It’s Only Waste If You Waste It. <3 that line.

My apologies for being US-centric today, but I wanted to quickly bring your attention to this piece by an interesting blogger, drawing on material from 2 professionals.

Apart from the F-word and misleading conflation of reactors with bombs, inexorable baby-mutating 10,000 year waste is the most tired trump card whipped out by institutional environmentalists, at least in the forums I’ve been perusing of late. (The implied solution is to abandon nuclear. What the hell sense does that make? With 60-odd years worth of extant “waste”, we obviously need a technological solution, not anti-technology ideology.)

More information on IFR.

As detailed, the issue of spent nuclear fuel has become an exaggerated cost burden, one of many that turns the price tag of nuclear into yet another smug objection, at least in the US. Well, however fundamentally arbitrary, that is a financial burden. I’m more concerned about the entirely non-arbitrary climate burden of every additional year that we put off starting the big transition.

Each gigawatt-year of nuclear electricity produces approximately 20 tons of waste (note 20 tons x 40 years x 100 reactors = 80,000 MTHM: Dave, will you check my math?). Given the weight of these 20 tons, the volume is one-third the size of a reactor core: a countable number. One gigawatt-year of coal electricity produces 1,000,000 tons of CO2 (note: 1M tons x 40 years x 100 gigawatts = 4 billion tons of CO2; there are approximately 5 milligrams of CO2 in 12oz can of soda; therefore, we would need to bury 200,000 cans of soda to sequester 1 ton of CO2, i.e., 800 trillion cans of soda; Dave, please check my math). I exaggerate to make the point that Carbon Capture and Storage is a myth and the Waste Isolation Pilot Project is a reality. Finally, climate change is a reality, Hurricane Sandies don’t care whether you believe in climate change: they will flood the New York subway whether you believe in climate change or not. The issue is whether it is easier to manage spent nuclear fuel or CO2. What do you think?

 ~ Geoffrey Rothwell

It is interesting that he is so specific about the regulations involved, as this mirrors the first vital step which we need to achieve in Australia, namely the repeal of the prohibitive sections of the EPBC Act and the ARPANS Act (what was I saying about arbitrary regulations?).

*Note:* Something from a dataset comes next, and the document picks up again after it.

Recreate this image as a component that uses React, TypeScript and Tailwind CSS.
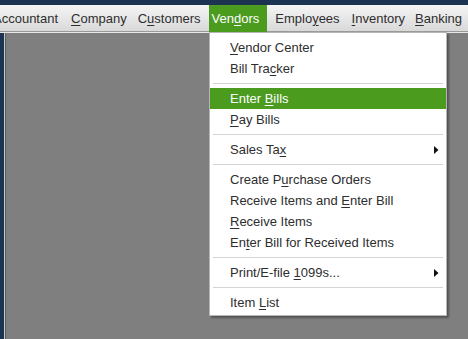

Apart from the AGW-related urgency, Australia, as a supporter of the NPT and a world leader in nuclear safety, should be leading by example in our region, not keeping our head in the sand.

2 thoughts on “It’s Only Waste If You Waste It. <3 that line.

  1. In my opinion, recycling spent fuel is a vital function for Generation IV technology, and given the spectacular energy density and potential for electrical and industrial heat capacity the proposals from companies such as TAP should be vigorously pursued, in the US as well as any other willing countries.